There’s an interesting Republican power grab playing out amid the fight over abortion in Indiana.
Last Friday, Republican Gov. Eric Holcomb signed a zero-week abortion bill during a special legislative session. Indiana’s new law is the first state abortion ban passed since the Supreme Court overturned Roe v. Wade on June 24.(Other bans that have gone into effect over the last couple of months were either passed before Roe or enacted as the result of “trigger laws” designed to take effect once Roe had fallen.) The bill’s few exceptions—for rape, incest, fatal fetal abnormalities, and the mother’s life and health—are so closely circumscribed by labyrinthine requirements that it’s hard to imagine them working for any real patients in need.
This passage of the law has set up a battle. In Marion County, home to about 14 percent of Indiana’s population, prosecuting attorney Ryan Mears signed a letter the day after the Supreme Court’s decision overturning Roe promising not to prosecute those who “seek, provide, or support” an abortion. “We do not need to criminalize women and our medical professionals who would not otherwise be involved in the criminal justice system,” Mears, a Democrat, said in a statement that day. “The Prosecutor’s Office will continue to use its limited resources on addressing violent crime and those that threaten the safety of the public at large.”
Mears’ vow to not purse criminal abortion cases raised the possibility that Marion County, where Indianapolis is located, might become a safe zone for people to end their pregnancies regardless of state law. Or, at least, that’s what right-wingers are afraid of. As I reported last month, decisions by elected prosecutors around the country not to enforce criminal abortion laws may not mean much for preserving access to pregnancy-ending medications and procedures, given the various other axes hanging over healthcare providers’ heads if they break state laws: the loss of a medical license, jail time if a future prosecutor adopts a different policy, and potential civil penalties, to name just a few.
Indiana’s law—which takes effect September 15—was watered down ever so slightly from the version that passed the Senate last month. It allows abortion not only to save a pregnant person’s life, but also to prevent “permanent impairment” of their physical health. It also eliminates a requirement that appeared in the Senate version, that would have forced rape or incest survivors to sign an affidavit attesting to what happened to them in order to get an abortion—potentially opening them up to legal penalties if someone claimed they lied. (“We don’t want people using the excuse, ‘Oh I was raped,'” the bill’s main sponsor, Republican state Senator Sue Glick of LaGrange told a reporter in late July.)

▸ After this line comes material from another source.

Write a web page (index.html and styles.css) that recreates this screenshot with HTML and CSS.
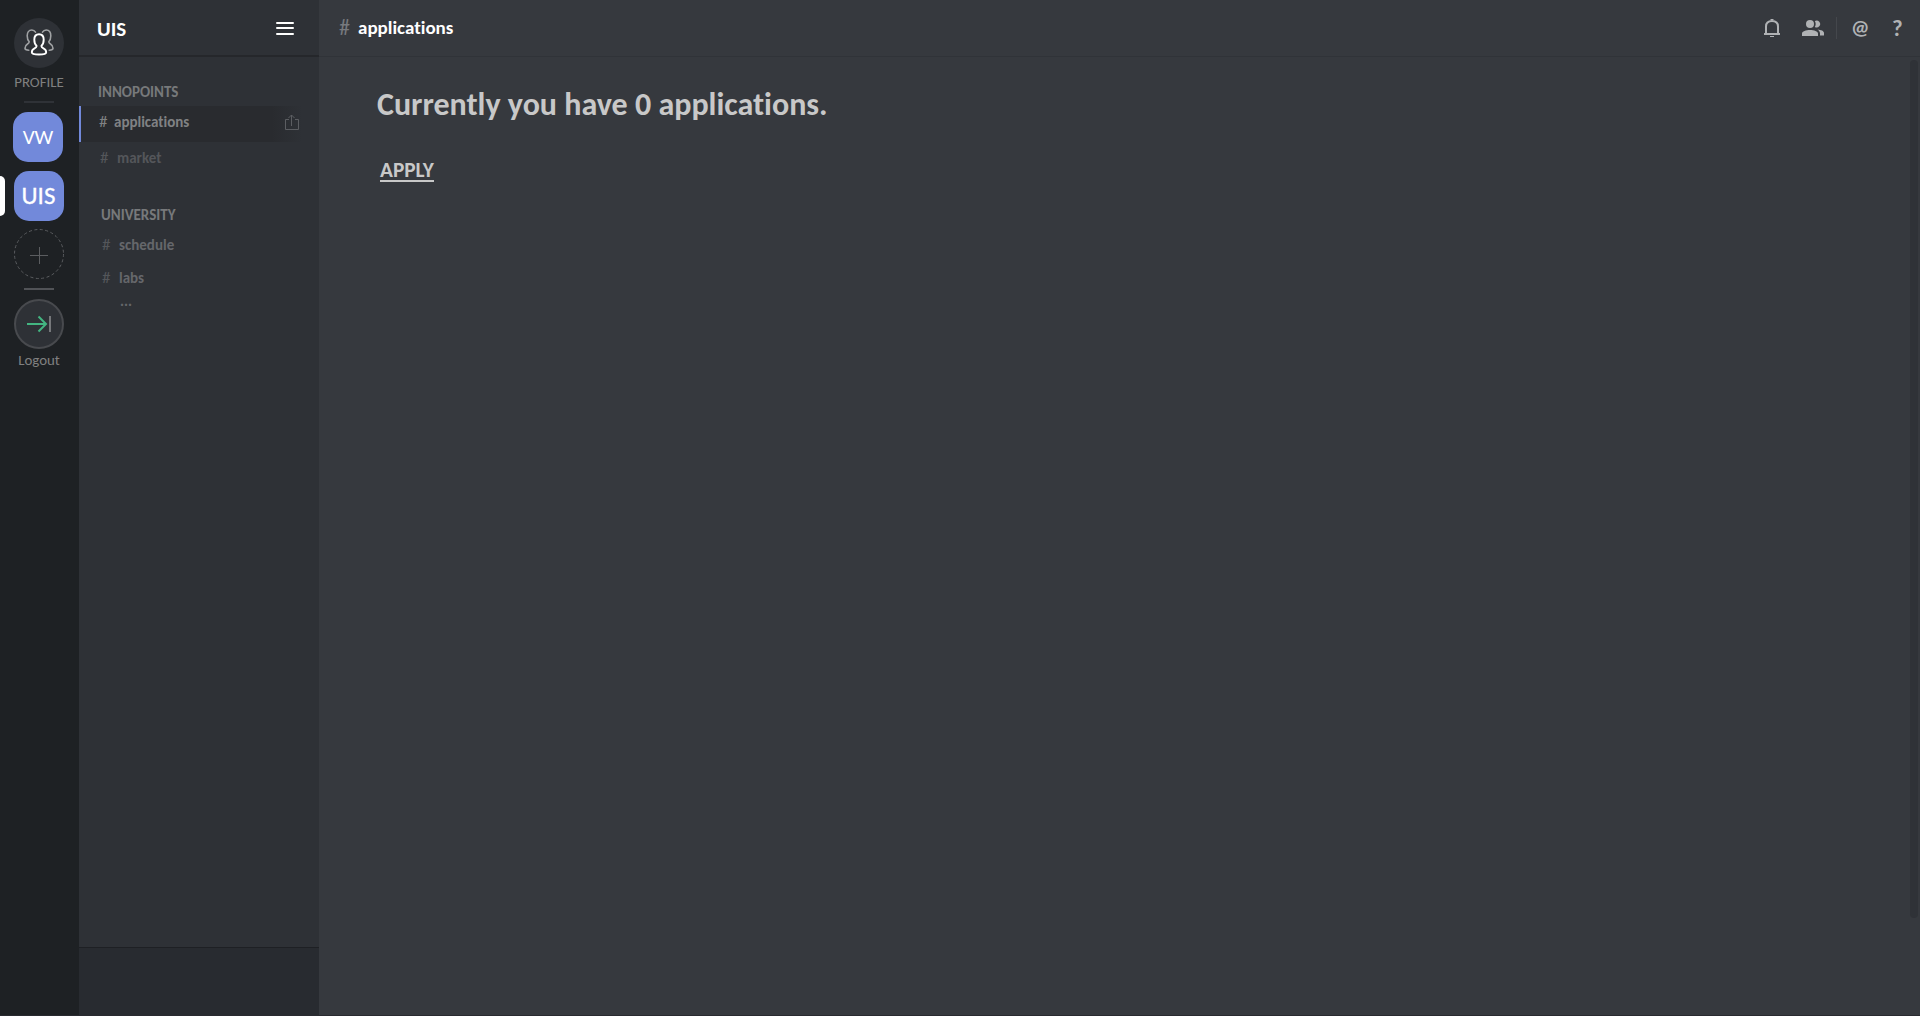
FILE: index.html
```html
<!DOCTYPE html>
<html lang="en">
<head>
<meta charset="utf-8">
<title>UIS</title>
<link rel="stylesheet" href="styles.css">
</head>
<body>
<div class="app">
  <nav class="rail">
    <div class="avatar">
      <svg width="32" height="28" viewBox="0 0 32 28" fill="none" stroke-linecap="round" stroke-linejoin="round">
        <g stroke="#a0a2a4" stroke-width="1.6">
          <path d="M12.5 4.2C11.7 2.8 10.4 2 8.8 2C5.8 2 4.2 4.5 4.2 7.8C4.2 10.5 5 12.6 6.2 13.8C6.2 16.5 2 15.6 2 20.3C2 21.8 3.5 22.2 5.8 22.3"/>
          <path d="M19.500 4.2C20.300 2.8 21.600 2 23.200 2C26.200 2 27.800 4.500 27.800 7.800C27.800 10.500 27 12.600 25.800 13.800C25.800 16.500 30 15.600 30 20.300C30 21.800 28.500 22.200 26.200 22.300"/>
        </g>
        <path stroke="#fff" stroke-width="1.9" d="M16 6.300C12.900 6.300 11.300 8.600 11.300 11.800C11.300 14.300 12.200 16.700 13.600 17.900C13.600 21 8.800 19.600 8.800 24.200C8.800 26 11 26.500 16 26.500S23.200 26 23.200 24.200C23.200 19.600 18.400 21 18.400 17.900C19.800 16.700 20.700 14.300 20.700 11.800C20.700 8.600 19.100 6.300 16 6.300Z"/>
      </svg>
    </div>
    <span class="rail-label profile-label">PROFILE</span>
    <i class="divider"></i>
    <div class="server vw">VW</div>
    <div class="server uis">UIS<i class="active-pill"></i></div>
    <svg class="add" width="50" height="50" viewBox="0 0 50 50" fill="none" stroke="#5b5d60">
      <circle cx="25" cy="25" r="24.500" stroke-dasharray="3 2.500"/>
      <path d="M16 26.500H34M25.500 18V35"/>
    </svg>
    <i class="divider light"></i>
    <div class="logout">
      <svg width="26" height="18" viewBox="0 0 26 18" fill="none" stroke-width="2">
        <path stroke="#43b581" d="M1 9H20M12.500 1.500L20 9L12.500 16.500"/>
        <path stroke="#76787b" d="M24 1V17"/>
      </svg>
    </div>
    <span class="rail-label logout-label">Logout</span>
  </nav>
  <aside class="sidebar">
    <header class="sidebar-head">
      <h1>UIS</h1>
      <span class="burger"><i></i><i></i><i></i></span>
    </header>
    <div class="channels">
      <h2>INNOPOINTS</h2>
      <div class="channel selected"><span class="hash">#</span><span>applications</span>
        <svg class="share" width="14" height="17" viewBox="0 0 14 17" fill="none" stroke="#5c5e62"><path d="M4 5.500H.5V15.500H13.500V5.500H10M6.500 12V1M3.500 4L6.500 1L9.500 4"/></svg>
      </div>
      <div class="channel market"><span class="hash">#</span><span>market</span></div>
      <h2 class="second">UNIVERSITY</h2>
      <div class="channel school"><span class="hash">#</span><span>schedule</span></div>
      <div class="channel school"><span class="hash">#</span><span>labs</span></div>
      <div class="more">...</div>
    </div>
    <footer class="sidebar-foot"></footer>
  </aside>
  <main class="content">
    <header class="topbar">
      <span class="top-hash">#</span><span class="top-title">applications</span>
      <div class="tools">
        <svg class="bell" width="16" height="19" viewBox="0 0 16 19" fill="none" stroke="#b0b2b4" stroke-width="2"><path d="M2 15V7.500C2 3.500 4.500 2 8 2S14 3.500 14 7.500V15M0 15H16"/><path stroke-width="1" d="M6.500 .5H9.500M6 17.500H10"/></svg>
        <svg class="people" width="22" height="16" viewBox="0 0 22 16" fill="#b0b2b4"><circle cx="8" cy="4" r="4"/><path d="M0 16V13.500C0 11.300 4 10 8 10S16 11.300 16 13.500V16ZM12.800 1A3.500 3.500 0 1 1 12.800 7C14 5.300 14 2.700 12.800 1ZM15.500 9.500C19 9.800 22 11 22 13V15.500H18V13.500C18 11.800 17 10.500 15.500 9.500Z"/></svg>
        <i class="rule"></i>
        <span class="at">@</span>
        <span class="help">?</span>
      </div>
    </header>
    <section class="panel">
      <div class="message">
        <p class="headline">Currently you have 0 applications.</p>
        <a class="apply">APPLY</a>
      </div>
      <i class="scrollbar"></i>
    </section>
  </main>
</div>
</body>
</html>
```
FILE: styles.css
```css
* { box-sizing: border-box; }
body { margin: 0; background: #36393e; font-family: Carlito, "Open Sans", sans-serif; font-variant-ligatures: none; color: #c8c8c8; }
h1, h2, p { margin: 0; }
svg, i { display: block; flex: none; }
.app { display: flex; width: 1920px; height: 1016px; border-bottom: 1px solid #292a30; }

.rail { width: 79px; background: #1e2124; display: flex; flex-direction: column; align-items: center; padding: 18px 1px 0 0; }
.avatar { width: 50px; height: 50px; border-radius: 50%; background: #2e3136; display: flex; align-items: center; justify-content: center; padding-bottom: 2px; }
.rail-label { color: #808080; font-size: 14.900px; line-height: 20px; white-space: nowrap; }
.profile-label { margin-top: 4px; }
.divider { width: 30px; height: 2px; margin-top: 9px; background: #2f3237; }
.server { position: relative; width: 50px; height: 50px; border-radius: 15px; background: #7289da; color: #fff; line-height: 50px; text-align: center; flex: none; }
.vw { margin: 9px 2px 0 0; font-size: 21px; }
.uis { margin-top: 9px; padding-right: 1px; font-size: 25px; -webkit-text-stroke: .3px #fff; }
.active-pill { position: absolute; left: -14px; top: 5px; width: 5px; height: 40px; border-radius: 0 5px 5px 0; background: #fff; }
.add { margin-top: 8px; }
.light { margin-top: 9px; background: #515357; }
.logout { width: 50px; height: 50px; margin-top: 9px; border: 2px solid #484a4e; border-radius: 50%; background: #2e3136; display: flex; align-items: center; justify-content: center; flex: none; }
.logout-label { margin-top: 1px; }

.sidebar { width: 240px; background: #2e3136; display: flex; flex-direction: column; }
.sidebar-head { height: 57px; border-bottom: 2px solid #25272b; display: flex; align-items: center; padding: 2px 25px 0 18px; }
.sidebar-head h1 { color: #fff; font-size: 21px; line-height: 24px; }
.burger { margin: 0 0 1px auto; width: 18px; display: grid; gap: 3.500px; }
.burger i { height: 2px; border-radius: 1px; background: #fff; }
.channels { flex: 1; padding-top: 25px; }
.channels h2 { height: 24px; padding-left: 19px; color: #77797b; font-size: 15px; line-height: 20px; }
.channel { display: flex; align-items: center; padding: 0 0 2px 20px; height: 36px; color: #65676b; font-size: 15px; font-weight: 700; line-height: 20px; }
.hash { width: 17px; margin-left: 1px; font-size: 17px; font-weight: 400; color: #54565a; }
.selected { padding: 0 20px 4px 18px; border-left: 2px solid #7289da; background: linear-gradient(90deg, #292b2f 80%, #2e3136 93%); color: #808284; }
.selected .hash { width: 15px; margin-left: 0; color: #808284; }
.share { margin-left: auto; }
.market { height: 33px; color: #54565a; }
.channels .second { margin-top: 30px; padding-left: 22px; }
.school { height: 33px; padding-left: 22px; }
.more { padding-left: 41px; margin-top: -1px; font-size: 15px; line-height: 14px; font-weight: 700; color: #65676b; }
.sidebar-foot { height: 68px; background: #282b30; border-top: 1px solid #1e2024; }

.content { flex: 1; display: flex; flex-direction: column; }
.topbar { height: 57px; border-bottom: 1px solid #303338; display: flex; align-items: center; padding: 0 16px 0 20px; }
.top-hash { width: 19px; color: #777a7e; font-size: 22px; line-height: 24px; }
.top-title { color: #fff; font-size: 19px; line-height: 24px; padding-bottom: 1px; font-weight: 700; }
.tools { margin-left: auto; display: flex; align-items: center; color: #b0b2b4; font-weight: 700; }
.people { margin-left: 22px; }
.rule { width: 1px; height: 22px; margin-left: 12px; background: #44474c; }
.at { margin-left: 14px; width: 19px; font-size: 20.500px; line-height: 24px; padding-bottom: 2px; }
.help { margin-left: 22px; width: 12px; font-size: 23px; line-height: 24px; padding-bottom: 1px; }
.panel { flex: 1; display: flex; padding: 3px 2px 0 58px; justify-content: space-between; }
.message { padding-top: 24px; }
.headline { font-size: 32px; line-height: 42px; font-weight: 700; }
.apply { display: inline-block; margin: 34px 0 0 3px; font-size: 21.300px; line-height: 20px; font-weight: 700; border-bottom: 2px solid #c8c8c8; }
.scrollbar { width: 8px; height: 858px; border-radius: 4px; background: #2f3237; }
```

Now, here’s where things get interesting: The old, Senate version of the abortion bill would have given the state AG authority to prosecute “any violation of a criminal law” if a county prosecutor declines to enforce that law as a “blanket” policy. Such language has implications far beyond abortion: Prosecutors routinely set priorities for their department, using their broad discretion to decline charging crimes such as jaywalking. Earlier this spring, Indiana Republicans tried and failed to pass a standalone bill granting the attorney general the power to override such decisions; it was seen to be targeting Mears, who last year announced he would decline to charge people for low-level marijuana possession—a crime he said had been used disproportionately against African Americans in his county.
While Indiana’s final version of the abortion law scrapped the provision giving all that extra power to the state attorney general, it instead created a task force to study situations in which prosecutors decline to prosecute blanket categories of crime. By December, the task force—made up of politicians and leaders in the state’s legal community—is expected to recommend ways to circumvent prosecutors who decriminalize certain offenses.
The effort to override prosecutors’ authority isn’t limited to Indiana. In Florida, Republican Gov. Ron DeSantis suspended Tampa’s elected prosecutor, Democrat Andrew Warren, for “neglect of duty” after he signed the same letter as Mears, promising not to enforce criminal abortion laws. As I reported last month, other states have already taken action to this effect:
In some states, attorneys general can swoop in and file charges of their own if doing so is in the “public interest,” if another state official requests it, or if the local prosecutor has refused to enforce the law, according to an Emory Law Journal analysis. And legislatures that are angry about a “rogue” prosecutor are already experimenting with laws to sideline them. Such is the case for Nashville’s Glenn Funk, who joined the recent abortion letter. Last year, Funk said he would not enforce two new state laws—one that criminalized businessowners who failed to post a transphobic sign outside their bathrooms, and another that made it illegal for teachers to require students to mask up. A few months later, lawmakers passed a bill allowing court-appointed, temporary prosecutors to step in for any DA who made a blanket statement against prosecuting certain crimes.
These laws are part of the backlash against progressive prosecutors, who typically try to fight mass incarceration in their counties by bringing fewer low-level charges and focusing resources on the most serious crimes. But they also represent an effort to consolidate power in red-state legislatures by stripping authority from other elected officials who might dare to defy an ever more extreme Republican party line.
As more states pursue these efforts, especially in places where abortion is outlawed, it’s worth looking closer at which people Republican lawmakers aim to criminalize.